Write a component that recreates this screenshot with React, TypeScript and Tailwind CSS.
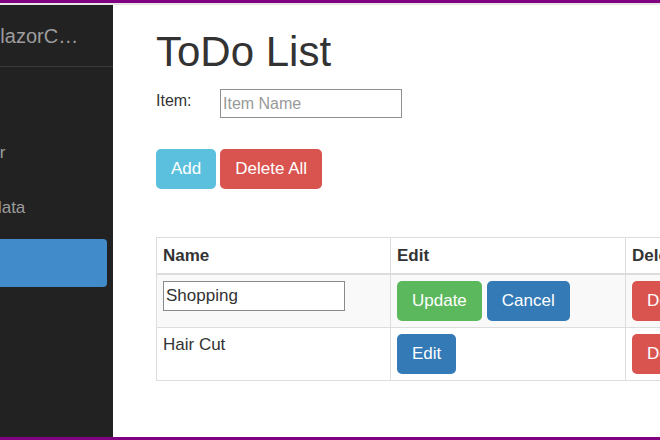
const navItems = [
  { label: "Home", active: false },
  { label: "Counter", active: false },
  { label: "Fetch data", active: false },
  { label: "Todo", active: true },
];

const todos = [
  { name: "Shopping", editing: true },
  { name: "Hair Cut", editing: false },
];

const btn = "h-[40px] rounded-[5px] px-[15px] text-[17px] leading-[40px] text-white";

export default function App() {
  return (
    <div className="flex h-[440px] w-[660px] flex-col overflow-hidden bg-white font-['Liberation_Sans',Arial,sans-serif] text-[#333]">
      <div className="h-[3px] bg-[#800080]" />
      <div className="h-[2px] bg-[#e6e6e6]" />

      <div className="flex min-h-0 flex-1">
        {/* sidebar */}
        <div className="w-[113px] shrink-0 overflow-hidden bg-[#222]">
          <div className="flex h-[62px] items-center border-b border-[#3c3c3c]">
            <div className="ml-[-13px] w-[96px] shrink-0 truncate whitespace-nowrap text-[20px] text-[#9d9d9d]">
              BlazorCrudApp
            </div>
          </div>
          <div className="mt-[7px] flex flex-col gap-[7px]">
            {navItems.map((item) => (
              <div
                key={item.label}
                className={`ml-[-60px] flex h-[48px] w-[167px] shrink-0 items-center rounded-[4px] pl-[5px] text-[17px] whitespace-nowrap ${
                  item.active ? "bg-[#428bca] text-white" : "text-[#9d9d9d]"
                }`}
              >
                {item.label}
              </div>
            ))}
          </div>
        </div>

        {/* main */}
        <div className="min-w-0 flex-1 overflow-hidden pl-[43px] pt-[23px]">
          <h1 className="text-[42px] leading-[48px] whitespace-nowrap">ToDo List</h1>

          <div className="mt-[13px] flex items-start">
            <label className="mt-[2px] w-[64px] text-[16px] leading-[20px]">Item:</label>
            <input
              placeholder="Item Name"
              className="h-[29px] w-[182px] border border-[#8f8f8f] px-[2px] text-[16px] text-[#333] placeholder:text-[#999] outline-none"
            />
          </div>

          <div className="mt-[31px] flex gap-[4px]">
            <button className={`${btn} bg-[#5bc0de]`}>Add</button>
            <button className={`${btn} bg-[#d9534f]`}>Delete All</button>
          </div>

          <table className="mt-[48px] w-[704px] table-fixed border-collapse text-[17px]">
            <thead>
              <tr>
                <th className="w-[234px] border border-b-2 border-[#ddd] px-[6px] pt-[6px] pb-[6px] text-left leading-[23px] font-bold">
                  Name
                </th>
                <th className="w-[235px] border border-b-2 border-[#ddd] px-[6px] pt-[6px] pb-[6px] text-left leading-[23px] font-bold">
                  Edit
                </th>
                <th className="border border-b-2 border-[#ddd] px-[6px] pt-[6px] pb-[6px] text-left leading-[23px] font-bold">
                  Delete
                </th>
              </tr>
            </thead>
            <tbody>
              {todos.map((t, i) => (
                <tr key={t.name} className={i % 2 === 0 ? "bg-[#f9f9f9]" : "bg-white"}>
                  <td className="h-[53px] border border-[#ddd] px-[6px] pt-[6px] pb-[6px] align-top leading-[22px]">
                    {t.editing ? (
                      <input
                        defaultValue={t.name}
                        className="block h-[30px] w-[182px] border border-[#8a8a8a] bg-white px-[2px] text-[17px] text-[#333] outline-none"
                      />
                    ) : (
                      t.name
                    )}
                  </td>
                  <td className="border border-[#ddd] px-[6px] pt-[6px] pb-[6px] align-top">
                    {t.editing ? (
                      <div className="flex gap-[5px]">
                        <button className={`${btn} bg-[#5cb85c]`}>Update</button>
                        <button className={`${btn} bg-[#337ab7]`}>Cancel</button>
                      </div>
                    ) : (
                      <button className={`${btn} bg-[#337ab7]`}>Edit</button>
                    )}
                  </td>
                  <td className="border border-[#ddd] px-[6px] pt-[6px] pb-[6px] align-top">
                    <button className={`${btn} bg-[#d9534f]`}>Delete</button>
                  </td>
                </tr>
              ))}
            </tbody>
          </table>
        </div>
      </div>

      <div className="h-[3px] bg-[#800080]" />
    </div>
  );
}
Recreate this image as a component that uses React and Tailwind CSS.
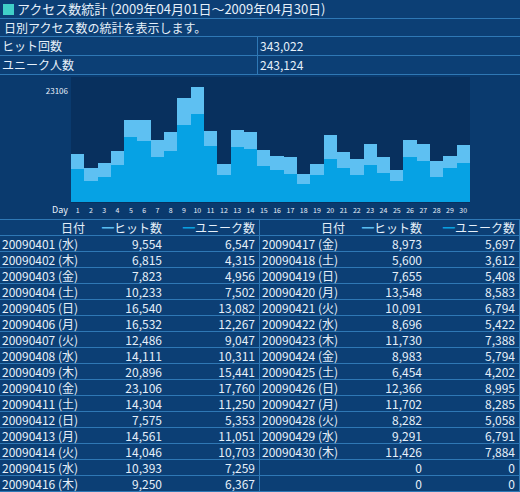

######

Quote the preceding listing precisely and completely, omitting its images.

Write a component that recreates this screenshot with React, TypeScript and Tailwind CSS.
const navItems = [
  { label: "Home", active: false },
  { label: "Counter", active: false },
  { label: "Fetch data", active: false },
  { label: "Todo", active: true },
];

const todos = [
  { name: "Shopping", editing: true },
  { name: "Hair Cut", editing: false },
];

const btn = "h-[40px] rounded-[5px] px-[15px] text-[17px] leading-[40px] text-white";

export default function App() {
  return (
    <div className="flex h-[440px] w-[660px] flex-col overflow-hidden bg-white font-['Liberation_Sans',Arial,sans-serif] text-[#333]">
      <div className="h-[3px] bg-[#800080]" />
      <div className="h-[2px] bg-[#e6e6e6]" />

      <div className="flex min-h-0 flex-1">
        {/* sidebar */}
        <div className="w-[113px] shrink-0 overflow-hidden bg-[#222]">
          <div className="flex h-[62px] items-center border-b border-[#3c3c3c]">
            <div className="ml-[-13px] w-[96px] shrink-0 truncate whitespace-nowrap text-[20px] text-[#9d9d9d]">
              BlazorCrudApp
            </div>
          </div>
          <div className="mt-[7px] flex flex-col gap-[7px]">
            {navItems.map((item) => (
              <div
                key={item.label}
                className={`ml-[-60px] flex h-[48px] w-[167px] shrink-0 items-center rounded-[4px] pl-[5px] text-[17px] whitespace-nowrap ${
                  item.active ? "bg-[#428bca] text-white" : "text-[#9d9d9d]"
                }`}
              >
                {item.label}
              </div>
            ))}
          </div>
        </div>

        {/* main */}
        <div className="min-w-0 flex-1 overflow-hidden pl-[43px] pt-[23px]">
          <h1 className="text-[42px] leading-[48px] whitespace-nowrap">ToDo List</h1>

          <div className="mt-[13px] flex items-start">
            <label className="mt-[2px] w-[64px] text-[16px] leading-[20px]">Item:</label>
            <input
              placeholder="Item Name"
              className="h-[29px] w-[182px] border border-[#8f8f8f] px-[2px] text-[16px] text-[#333] placeholder:text-[#999] outline-none"
            />
          </div>

          <div className="mt-[31px] flex gap-[4px]">
            <button className={`${btn} bg-[#5bc0de]`}>Add</button>
            <button className={`${btn} bg-[#d9534f]`}>Delete All</button>
          </div>

          <table className="mt-[48px] w-[704px] table-fixed border-collapse text-[17px]">
            <thead>
              <tr>
                <th className="w-[234px] border border-b-2 border-[#ddd] px-[6px] pt-[6px] pb-[6px] text-left leading-[23px] font-bold">
                  Name
                </th>
                <th className="w-[235px] border border-b-2 border-[#ddd] px-[6px] pt-[6px] pb-[6px] text-left leading-[23px] font-bold">
                  Edit
                </th>
                <th className="border border-b-2 border-[#ddd] px-[6px] pt-[6px] pb-[6px] text-left leading-[23px] font-bold">
                  Delete
                </th>
              </tr>
            </thead>
            <tbody>
              {todos.map((t, i) => (
                <tr key={t.name} className={i % 2 === 0 ? "bg-[#f9f9f9]" : "bg-white"}>
                  <td className="h-[53px] border border-[#ddd] px-[6px] pt-[6px] pb-[6px] align-top leading-[22px]">
                    {t.editing ? (
                      <input
                        defaultValue={t.name}
                        className="block h-[30px] w-[182px] border border-[#8a8a8a] bg-white px-[2px] text-[17px] text-[#333] outline-none"
                      />
                    ) : (
                      t.name
                    )}
                  </td>
                  <td className="border border-[#ddd] px-[6px] pt-[6px] pb-[6px] align-top">
                    {t.editing ? (
                      <div className="flex gap-[5px]">
                        <button className={`${btn} bg-[#5cb85c]`}>Update</button>
                        <button className={`${btn} bg-[#337ab7]`}>Cancel</button>
                      </div>
                    ) : (
                      <button className={`${btn} bg-[#337ab7]`}>Edit</button>
                    )}
                  </td>
                  <td className="border border-[#ddd] px-[6px] pt-[6px] pb-[6px] align-top">
                    <button className={`${btn} bg-[#d9534f]`}>Delete</button>
                  </td>
                </tr>
              ))}
            </tbody>
          </table>
        </div>
      </div>

      <div className="h-[3px] bg-[#800080]" />
    </div>
  );
}
Recreate this image as a component that uses React and Tailwind CSS.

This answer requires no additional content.